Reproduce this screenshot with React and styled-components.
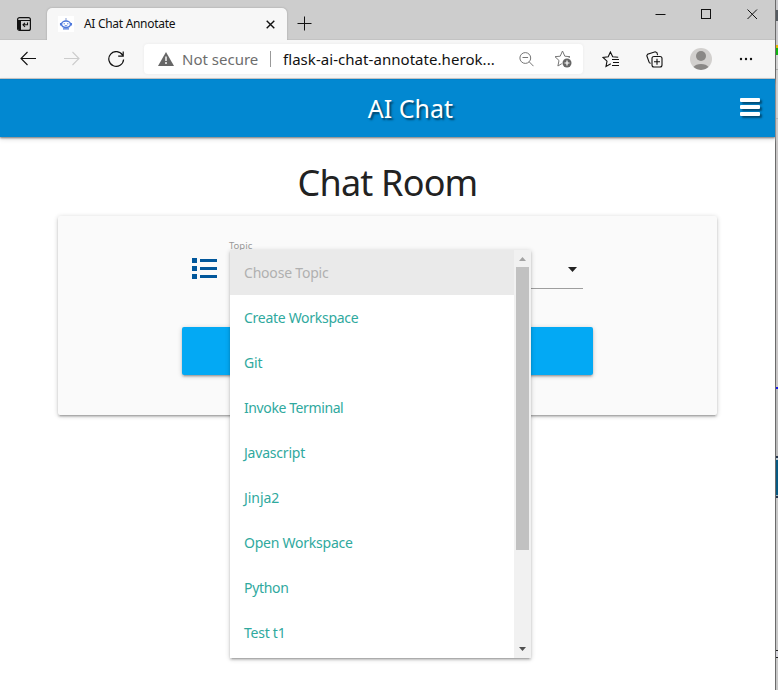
import React from "react";
import styled, { createGlobalStyle } from "styled-components";

const GlobalStyle = createGlobalStyle`
  * { box-sizing: border-box; }
  body { margin: 0; background: #fff; font-family: "Noto Sans", "Open Sans", sans-serif; overflow: hidden; }
  svg { display: block; flex: none; }
`;

const Screen = styled.div`
  display: flex;
  width: 778px;
  height: 690px;
  overflow: hidden;
`;
const BrowserWindow = styled.div`
  width: 775px;
  flex: none;
  display: flex;
  flex-direction: column;
`;
const Desktop = styled.div`
  width: 3px;
  height: 690px;
  flex: none;
  border-left: 1px solid #6b6b6b;
  background: linear-gradient(
    #c9c9cc 0 10px, #555b61 10px 21px, #c9c9cc 21px 45px, #e5b700 45px 48px,
    #10b510 48px 55px, #d2d2d2 55px 69px, #aaa 69px 70px, #cfcfcf 70px 118px,
    #aaa 118px 119px, #c9c7c7 119px 387px, #1717e8 387px 389px, #bbb 389px 456px,
    #26354d 456px 458px, #b8cad3 458px 460px, #075a83 460px 495px,
    #9db4c0 495px 496px, #26354d 496px 498px, #c9c9c9 498px 650px,
    #222 650px 651px, #d5d5dc 651px 657px, #222 657px 658px, #c9c9c9 658px
  );
`;

const TitleBar = styled.div`
  height: 40px;
  flex: none;
  display: flex;
  background: #cdcdcd;
  border-bottom: 1px solid #c3c3c3;
`;
const TabActions = styled.div`
  width: 47px;
  padding: 17px 0 0 17px;
`;
const Tab = styled.div`
  width: 240px;
  height: 32px;
  margin-top: 8px;
  padding: 0 12px 0 11px;
  display: flex;
  align-items: center;
  position: relative;
  background: #f7f7f7;
  border-radius: 5px 5px 0 0;
  box-shadow: 0 0 2px #999;
  clip-path: inset(-3px -3px 0 -3px);
`;
const Favicon = styled.div`
  width: 16px;
  height: 16px;
  background: #fff;
`;
const TabTitle = styled.div`
  flex: 1;
  margin-left: 10px;
  font-size: 12px;
  line-height: 16px;
  letter-spacing: -0.3px;
  color: #111;
  white-space: nowrap;
`;
const NewTab = styled.div`
  padding: 16px 0 0 10px;
  flex: 1;
`;
const WindowControls = styled.div`
  display: flex;
  gap: 35px;
  padding: 9px 17px 0 0;
`;

const Toolbar = styled.div`
  height: 39px;
  flex: none;
  display: flex;
  align-items: center;
  background: #f7f7f7;
  border-bottom: 1px solid #c7c7c7;
`;
const Navigation = styled.div`
  display: flex;
  align-items: center;
  gap: 28px;
  width: 144px;
  padding-left: 20px;
`;
const AddressBar = styled.div`
  width: 439px;
  height: 30px;
  display: flex;
  align-items: center;
  padding: 0 11px 0 14px;
  background: #fff;
  border-radius: 4px;
  box-shadow: 0 0 3px #e9e9e9;
  font-size: 15px;
  line-height: 20px;
  white-space: nowrap;
`;
const Security = styled.span`
  width: 89px;
  margin-left: 8px;
  padding-right: 8px;
  border-right: 1px solid #999;
  color: #6d6d6d;
  line-height: 16px;
`;
const Address = styled.span`
  flex: 1;
  margin-left: 12px;
  color: #111;
  letter-spacing: 0.05px;
`;
const AddressActions = styled.div`
  display: flex;
  align-items: center;
  gap: 20px;
`;
const BrowserActions = styled.div`
  display: flex;
  align-items: center;
  gap: 27px;
  margin-left: 19px;
`;

const AppBar = styled.header`
  height: 58px;
  flex: none;
  display: grid;
  grid-template-columns: 1fr auto 1fr;
  align-items: center;
  padding: 0 15px;
  position: relative;
  border-top: 1px solid #0380c8;
  background: #0288d1;
  box-shadow: 0 1px 2px #777, 0 2px 5px #ddd;
  color: #fff;
`;
const Brand = styled.div`
  grid-column: 2;
  font-size: 25px;
  line-height: 34px;
  margin-left: 46px;
  padding-bottom: 2px;
  text-shadow: 2px 2px 2px rgba(0, 0, 0, 0.5);
`;
const MenuIcon = styled.div`
  justify-self: end;
  width: 20px;
  height: 18px;
  margin-top: -3px;
  display: flex;
  flex-direction: column;
  justify-content: space-between;
`;
const MenuLine = styled.span`
  height: 4px;
  background: #fff;
  border-radius: 1px;
  box-shadow: 2px 2px 2px rgba(0, 0, 0, 0.45);
`;

const Main = styled.main`
  flex: 1;
  padding: 21px 58px 0;
  background: #fff;
`;
const Heading = styled.h1`
  margin: 0;
  height: 58px;
  font-size: 36px;
  font-weight: 400;
  line-height: 50px;
  letter-spacing: -0.8px;
  text-align: center;
  color: #222;
`;
const Card = styled.section`
  height: 199px;
  padding: 28px 124px 0;
  background: #fafafa;
  border-radius: 2px;
  box-shadow: 0 2px 2px rgba(0,0,0,.14), 0 3px 1px -2px rgba(0,0,0,.12), 0 1px 5px rgba(0,0,0,.2);
`;
const FieldRow = styled.div`
  display: flex;
  height: 83px;
  padding-left: 10px;
`;
const ListIcon = styled.div`
  width: 38px;
  padding-top: 14px;
`;
const Select = styled.div`
  width: 353px;
  height: 45px;
  position: relative;
  display: flex;
  justify-content: space-between;
  border-bottom: 1px solid #9e9e9e;
`;
const Label = styled.label`
  margin-top: -5px;
  margin-left: -1px;
  font-size: 9.5px;
  line-height: 13px;
  color: #999;
`;
const Caret = styled.span`
  width: 9px;
  height: 5px;
  margin: 23px 6px 0 0;
  background: #222;
  clip-path: polygon(0 0, 100% 0, 50% 100%);
`;
const Dropdown = styled.div`
  position: absolute;
  z-index: 1;
  left: 0;
  top: 6px;
  width: 301px;
  height: 408px;
  display: flex;
  background: #fff;
  box-shadow: 0 2px 2px rgba(0,0,0,.14), 0 3px 1px -2px rgba(0,0,0,.12), 0 1px 5px rgba(0,0,0,.2);
`;
const Options = styled.ul`
  flex: 1;
  height: 408px;
  margin: 0;
  padding: 0;
  overflow: hidden;
  list-style: none;
`;
const Option = styled.li`
  height: 45px;
  padding-left: 14px;
  font-size: 14px;
  line-height: 46px;
  letter-spacing: ${({ $spacing }) => $spacing}px;
  color: ${({ $disabled }) => ($disabled ? "#b0b0b0" : "#2fa99e")};
  background: ${({ $disabled }) => ($disabled ? "#eaeaea" : "#fff")};
`;
const Scrollbar = styled.div`
  width: 17px;
  display: flex;
  flex-direction: column;
  align-items: center;
  background: #f1f1f1;
`;
const ScrollArrow = styled.span`
  width: 7px;
  height: 4px;
  margin: ${({ $down }) => ($down ? "auto 0 7px" : "7px 0 6px")};
  background: ${({ $down }) => ($down ? "#505050" : "#a3a3a3")};
  clip-path: ${({ $down }) => ($down ? "polygon(0 0, 100% 0, 50% 100%)" : "polygon(0 100%, 50% 0, 100% 100%)")};
`;
const ScrollThumb = styled.div`
  width: 13px;
  height: 283px;
  background: #c1c1c1;
`;
const SubmitButton = styled.button`
  display: block;
  width: 411px;
  height: 48px;
  padding: 0;
  border: 0;
  border-radius: 2px;
  background: #03a9f4;
  box-shadow: 0 2px 2px rgba(0,0,0,.14), 0 3px 1px -2px rgba(0,0,0,.12), 0 1px 5px rgba(0,0,0,.2);
`;

const star = "M8.5 1 L10.8 6.2 L16 6.7 L12.1 10.5 L13.1 16 L8.5 13.2 L3.9 16 L5 10.5 L1 6.7 L6.2 6.2 Z";
const options = [
  ["Choose Topic", -0.2],
  ["Create Workspace", -0.29],
  ["Git", -0.1],
  ["Invoke Terminal", -0.4],
  ["Javascript", -0.2],
  ["Jinja2", -0.05],
  ["Open Workspace", -0.24],
  ["Python", -0.3],
  ["Test t1", -0.25],
];

function BrowserTabs() {
  return (
    <TitleBar>
      <TabActions>
        <svg width="14" height="14" viewBox="0 0 14 14" fill="none" stroke="#111">
          <rect x=".6" y=".6" width="12.8" height="12.8" rx="2" strokeWidth="1.2" />
          <path d="M1 3h12v1H4v9H2L1 12z" fill="#111" stroke="none" />
          <path d="M10.5 5.5v2.2H6M8 5.8 6 7.8l2 2" strokeWidth="1.1" />
        </svg>
      </TabActions>
      <Tab>
        <Favicon>
          <svg width="16" height="16" viewBox="0 0 16 16" fill="none" stroke="#4f79dc">
            <path d="M8 5V2" stroke="#a8b8df" strokeWidth="1.4" />
            <ellipse cx="8" cy="8.3" rx="4.5" ry="3.2" strokeWidth="1.5" />
            <path d="M2.6 7v2.5M13.4 7v2.5M5 12.8h6" strokeWidth="1.3" />
            <path d="M6.2 7v1.4M9.8 7v1.4M6.8 9.5q1.2.7 2.4 0" strokeWidth=".9" />
          </svg>
        </Favicon>
        <TabTitle>AI Chat Annotate</TabTitle>
        <svg width="9" height="9" viewBox="0 0 9 9" stroke="#111" strokeWidth="1.4">
          <path d="m.7.7 7.6 7.6m0-7.6L.7 8.3" />
        </svg>
      </Tab>
      <NewTab>
        <svg width="15" height="15" viewBox="0 0 15 15" stroke="#111"><path d="M.5 7.5h14M7.5.5v14" /></svg>
      </NewTab>
      <WindowControls>
        <svg width="11" height="11" stroke="#111"><path d="M.5 5.5h10" /></svg>
        <svg width="11" height="11" fill="none" stroke="#111"><rect x=".5" y=".5" width="9" height="9" /></svg>
        <svg width="11" height="11" stroke="#111"><path d="m.5.5 9.5 9.5m0-9.5L.5 10" /></svg>
      </WindowControls>
    </TitleBar>
  );
}

function BrowserToolbar() {
  return (
    <Toolbar>
      <Navigation>
        <svg width="16" height="16" fill="none" stroke="#111" strokeWidth="1.1"><path d="M16 7.5H1M7.5 1 1 7.5 7.5 14" /></svg>
        <svg width="16" height="16" fill="none" stroke="#ccc" strokeWidth="1.1"><path d="M0 7.5h15M8.5 1 15 7.5 8.5 14" /></svg>
        <svg width="17" height="17" fill="none" stroke="#111" strokeWidth="1.2"><path d="M14.6 4.2A7.4 7.4 0 1 0 15.6 8.5M15.2.5v4.6h-5" /></svg>
      </Navigation>
      <AddressBar>
        <svg width="16" height="14" viewBox="0 0 16 14"><path d="M8 0 16 14H0Z" fill="#666" /><path d="M8 4.5V9M8 10v2" stroke="#fff" strokeWidth="1.4" /></svg>
        <Security>Not secure</Security>
        <Address>flask-ai-chat-annotate.herok...</Address>
        <AddressActions>
          <svg width="15" height="15" fill="none" stroke="#767676"><circle cx="6.3" cy="6" r="5.4" /><path d="M3.5 5.5h5.6M10.2 9.8l4.3 4.4" /></svg>
          <svg width="18" height="18" fill="none" stroke="#767676"><path d={star} /><circle cx="12.8" cy="12.8" r="5.2" fill="#fff" stroke="none" /><circle cx="13" cy="13" r="4.5" fill="#666" stroke="none" /><path d="M10.5 13h5M13 10.5v5" stroke="#fff" strokeWidth="1.2" /></svg>
        </AddressActions>
      </AddressBar>
      <BrowserActions>
        <svg width="17" height="17" viewBox="0 0 17 17" fill="none" stroke="#111"><path d="M8.8 12.8 4 15.4l1-5.3L1 6.5l5.2-.8L8.4 1l2.3 4.7 5.5.5M10 8.5h7M11 11.5h6M10 14.5h7" strokeWidth="1.1" /></svg>
        <svg width="17" height="17" fill="none" stroke="#111" strokeWidth="1.1"><path d="m4.5 12.5-1.4-1.2L.8 4.8l.8-1.5L9.2.8l1.7.8.7 2.5" /><rect x="6" y="5.5" width="10" height="10.5" rx="2" fill="#f7f7f7" /><path d="M8 10.7h6M11 7.7v6" /></svg>
        <svg width="22" height="22"><circle cx="11" cy="11" r="11" fill="#d2d0ce" /><circle cx="11" cy="8" r="5" fill="#8a8886" /><path d="M3.5 19a8.3 5.4 0 0 1 15 0A11 11 0 0 1 3.5 19" fill="#8a8886" /></svg>
        <svg width="14" height="4" fill="#111"><circle cx="2" cy="2" r="1.2" /><circle cx="7" cy="2" r="1.2" /><circle cx="12" cy="2" r="1.2" /></svg>
      </BrowserActions>
    </Toolbar>
  );
}

export default function App() {
  return (
    <>
      <GlobalStyle />
      <Screen>
        <BrowserWindow>
          <BrowserTabs />
          <BrowserToolbar />
          <AppBar>
            <Brand>AI Chat</Brand>
            <MenuIcon><MenuLine /><MenuLine /><MenuLine /></MenuIcon>
          </AppBar>
          <Main>
            <Heading>Chat Room</Heading>
            <Card>
              <FieldRow>
                <ListIcon>
                  <svg width="25" height="21" fill="#01579b"><path d="M0 0h5v5H0zM0 8h5v5H0zM0 16h5v5H0zM8 1h17v3H8zM8 9h17v3H8zM8 17h17v3H8z" /></svg>
                </ListIcon>
                <Select>
                  <Label>Topic</Label>
                  <Caret />
                  <Dropdown>
                    <Options>
                      {options.map(([name, spacing], index) => (
                        <Option key={name} $disabled={index === 0} $spacing={spacing}>{name}</Option>
                      ))}
                    </Options>
                    <Scrollbar><ScrollArrow /><ScrollThumb /><ScrollArrow $down /></Scrollbar>
                  </Dropdown>
                </Select>
              </FieldRow>
              <SubmitButton />
            </Card>
          </Main>
        </BrowserWindow>
        <Desktop />
      </Screen>
    </>
  );
}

□ □ □ □

What is the number of lines in this material that hold the string "React"? Answer with that number only.

#### Output of the task
2